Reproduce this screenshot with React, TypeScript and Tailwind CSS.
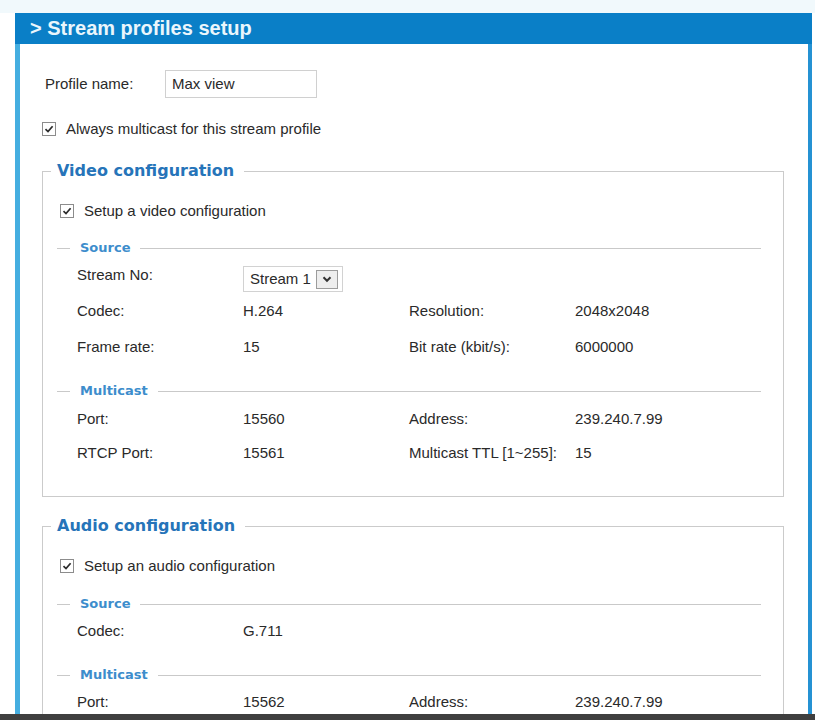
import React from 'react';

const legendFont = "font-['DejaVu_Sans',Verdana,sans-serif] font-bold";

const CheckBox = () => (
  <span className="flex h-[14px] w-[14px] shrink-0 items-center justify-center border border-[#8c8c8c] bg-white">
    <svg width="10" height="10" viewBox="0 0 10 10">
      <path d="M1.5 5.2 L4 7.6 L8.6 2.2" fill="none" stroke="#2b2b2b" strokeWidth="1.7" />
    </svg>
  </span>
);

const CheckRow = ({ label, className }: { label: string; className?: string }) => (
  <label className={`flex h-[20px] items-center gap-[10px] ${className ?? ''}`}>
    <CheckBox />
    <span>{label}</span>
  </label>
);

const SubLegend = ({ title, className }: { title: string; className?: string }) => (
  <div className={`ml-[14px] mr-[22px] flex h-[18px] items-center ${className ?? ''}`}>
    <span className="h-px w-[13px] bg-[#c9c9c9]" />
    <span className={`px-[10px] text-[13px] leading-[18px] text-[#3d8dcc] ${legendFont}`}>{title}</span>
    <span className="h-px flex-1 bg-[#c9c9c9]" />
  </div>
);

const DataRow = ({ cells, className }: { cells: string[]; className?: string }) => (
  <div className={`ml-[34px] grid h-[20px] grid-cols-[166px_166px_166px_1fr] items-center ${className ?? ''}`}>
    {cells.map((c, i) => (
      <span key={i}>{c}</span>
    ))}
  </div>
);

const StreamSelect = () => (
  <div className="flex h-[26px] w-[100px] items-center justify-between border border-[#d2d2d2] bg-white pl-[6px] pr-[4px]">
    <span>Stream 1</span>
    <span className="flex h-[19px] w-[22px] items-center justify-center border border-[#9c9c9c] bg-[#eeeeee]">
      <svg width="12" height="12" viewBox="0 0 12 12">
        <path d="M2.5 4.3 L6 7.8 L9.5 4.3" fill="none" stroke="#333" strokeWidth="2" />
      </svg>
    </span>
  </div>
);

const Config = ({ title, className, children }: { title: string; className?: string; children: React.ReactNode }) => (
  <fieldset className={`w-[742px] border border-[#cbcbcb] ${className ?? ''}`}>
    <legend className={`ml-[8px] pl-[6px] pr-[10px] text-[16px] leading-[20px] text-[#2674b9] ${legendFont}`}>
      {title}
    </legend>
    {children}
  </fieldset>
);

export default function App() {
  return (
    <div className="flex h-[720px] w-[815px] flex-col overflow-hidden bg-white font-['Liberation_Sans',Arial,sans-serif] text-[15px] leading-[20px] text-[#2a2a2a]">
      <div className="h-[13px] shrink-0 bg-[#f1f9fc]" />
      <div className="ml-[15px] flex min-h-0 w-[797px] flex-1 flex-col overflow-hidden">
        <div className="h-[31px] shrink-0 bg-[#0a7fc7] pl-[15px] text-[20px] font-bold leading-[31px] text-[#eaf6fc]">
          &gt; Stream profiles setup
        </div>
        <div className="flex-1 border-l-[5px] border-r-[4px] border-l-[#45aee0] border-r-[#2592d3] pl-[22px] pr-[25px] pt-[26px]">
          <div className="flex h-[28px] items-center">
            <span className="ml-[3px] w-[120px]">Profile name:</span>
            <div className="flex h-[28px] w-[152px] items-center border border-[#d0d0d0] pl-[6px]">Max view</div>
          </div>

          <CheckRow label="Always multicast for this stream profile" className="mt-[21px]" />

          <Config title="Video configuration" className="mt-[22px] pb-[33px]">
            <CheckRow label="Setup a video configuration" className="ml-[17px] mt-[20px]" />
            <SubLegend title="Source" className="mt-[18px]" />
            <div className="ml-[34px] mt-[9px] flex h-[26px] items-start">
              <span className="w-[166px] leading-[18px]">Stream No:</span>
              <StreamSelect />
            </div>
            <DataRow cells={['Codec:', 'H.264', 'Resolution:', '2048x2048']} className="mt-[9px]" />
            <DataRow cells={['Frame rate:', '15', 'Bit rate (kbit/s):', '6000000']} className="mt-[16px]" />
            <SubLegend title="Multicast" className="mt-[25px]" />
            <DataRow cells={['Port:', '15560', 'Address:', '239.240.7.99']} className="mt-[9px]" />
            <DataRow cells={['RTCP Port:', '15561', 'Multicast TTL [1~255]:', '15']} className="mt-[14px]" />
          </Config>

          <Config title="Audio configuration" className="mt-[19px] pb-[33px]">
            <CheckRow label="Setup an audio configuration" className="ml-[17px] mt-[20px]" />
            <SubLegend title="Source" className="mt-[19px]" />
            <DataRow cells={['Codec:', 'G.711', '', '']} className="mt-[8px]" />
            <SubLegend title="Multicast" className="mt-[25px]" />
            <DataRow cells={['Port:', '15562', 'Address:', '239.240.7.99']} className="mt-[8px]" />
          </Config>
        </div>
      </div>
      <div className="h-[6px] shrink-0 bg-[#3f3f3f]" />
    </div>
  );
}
================
## TASK DETAILS
Return the listing above in full and without alteration, excluding its pictures.

## ANSWER TO THE PROBLEM
Reproduce this screenshot with React, TypeScript and Tailwind CSS.
import React from 'react';

const legendFont = "font-['DejaVu_Sans',Verdana,sans-serif] font-bold";

const CheckBox = () => (
  <span className="flex h-[14px] w-[14px] shrink-0 items-center justify-center border border-[#8c8c8c] bg-white">
    <svg width="10" height="10" viewBox="0 0 10 10">
      <path d="M1.5 5.2 L4 7.6 L8.6 2.2" fill="none" stroke="#2b2b2b" strokeWidth="1.7" />
    </svg>
  </span>
);

const CheckRow = ({ label, className }: { label: string; className?: string }) => (
  <label className={`flex h-[20px] items-center gap-[10px] ${className ?? ''}`}>
    <CheckBox />
    <span>{label}</span>
  </label>
);

const SubLegend = ({ title, className }: { title: string; className?: string }) => (
  <div className={`ml-[14px] mr-[22px] flex h-[18px] items-center ${className ?? ''}`}>
    <span className="h-px w-[13px] bg-[#c9c9c9]" />
    <span className={`px-[10px] text-[13px] leading-[18px] text-[#3d8dcc] ${legendFont}`}>{title}</span>
    <span className="h-px flex-1 bg-[#c9c9c9]" />
  </div>
);

const DataRow = ({ cells, className }: { cells: string[]; className?: string }) => (
  <div className={`ml-[34px] grid h-[20px] grid-cols-[166px_166px_166px_1fr] items-center ${className ?? ''}`}>
    {cells.map((c, i) => (
      <span key={i}>{c}</span>
    ))}
  </div>
);

const StreamSelect = () => (
  <div className="flex h-[26px] w-[100px] items-center justify-between border border-[#d2d2d2] bg-white pl-[6px] pr-[4px]">
    <span>Stream 1</span>
    <span className="flex h-[19px] w-[22px] items-center justify-center border border-[#9c9c9c] bg-[#eeeeee]">
      <svg width="12" height="12" viewBox="0 0 12 12">
        <path d="M2.5 4.3 L6 7.8 L9.5 4.3" fill="none" stroke="#333" strokeWidth="2" />
      </svg>
    </span>
  </div>
);

const Config = ({ title, className, children }: { title: string; className?: string; children: React.ReactNode }) => (
  <fieldset className={`w-[742px] border border-[#cbcbcb] ${className ?? ''}`}>
    <legend className={`ml-[8px] pl-[6px] pr-[10px] text-[16px] leading-[20px] text-[#2674b9] ${legendFont}`}>
      {title}
    </legend>
    {children}
  </fieldset>
);

export default function App() {
  return (
    <div className="flex h-[720px] w-[815px] flex-col overflow-hidden bg-white font-['Liberation_Sans',Arial,sans-serif] text-[15px] leading-[20px] text-[#2a2a2a]">
      <div className="h-[13px] shrink-0 bg-[#f1f9fc]" />
      <div className="ml-[15px] flex min-h-0 w-[797px] flex-1 flex-col overflow-hidden">
        <div className="h-[31px] shrink-0 bg-[#0a7fc7] pl-[15px] text-[20px] font-bold leading-[31px] text-[#eaf6fc]">
          &gt; Stream profiles setup
        </div>
        <div className="flex-1 border-l-[5px] border-r-[4px] border-l-[#45aee0] border-r-[#2592d3] pl-[22px] pr-[25px] pt-[26px]">
          <div className="flex h-[28px] items-center">
            <span className="ml-[3px] w-[120px]">Profile name:</span>
            <div className="flex h-[28px] w-[152px] items-center border border-[#d0d0d0] pl-[6px]">Max view</div>
          </div>

          <CheckRow label="Always multicast for this stream profile" className="mt-[21px]" />

          <Config title="Video configuration" className="mt-[22px] pb-[33px]">
            <CheckRow label="Setup a video configuration" className="ml-[17px] mt-[20px]" />
            <SubLegend title="Source" className="mt-[18px]" />
            <div className="ml-[34px] mt-[9px] flex h-[26px] items-start">
              <span className="w-[166px] leading-[18px]">Stream No:</span>
              <StreamSelect />
            </div>
            <DataRow cells={['Codec:', 'H.264', 'Resolution:', '2048x2048']} className="mt-[9px]" />
            <DataRow cells={['Frame rate:', '15', 'Bit rate (kbit/s):', '6000000']} className="mt-[16px]" />
            <SubLegend title="Multicast" className="mt-[25px]" />
            <DataRow cells={['Port:', '15560', 'Address:', '239.240.7.99']} className="mt-[9px]" />
            <DataRow cells={['RTCP Port:', '15561', 'Multicast TTL [1~255]:', '15']} className="mt-[14px]" />
          </Config>

          <Config title="Audio configuration" className="mt-[19px] pb-[33px]">
            <CheckRow label="Setup an audio configuration" className="ml-[17px] mt-[20px]" />
            <SubLegend title="Source" className="mt-[19px]" />
            <DataRow cells={['Codec:', 'G.711', '', '']} className="mt-[8px]" />
            <SubLegend title="Multicast" className="mt-[25px]" />
            <DataRow cells={['Port:', '15562', 'Address:', '239.240.7.99']} className="mt-[8px]" />
          </Config>
        </div>
      </div>
      <div className="h-[6px] shrink-0 bg-[#3f3f3f]" />
    </div>
  );
}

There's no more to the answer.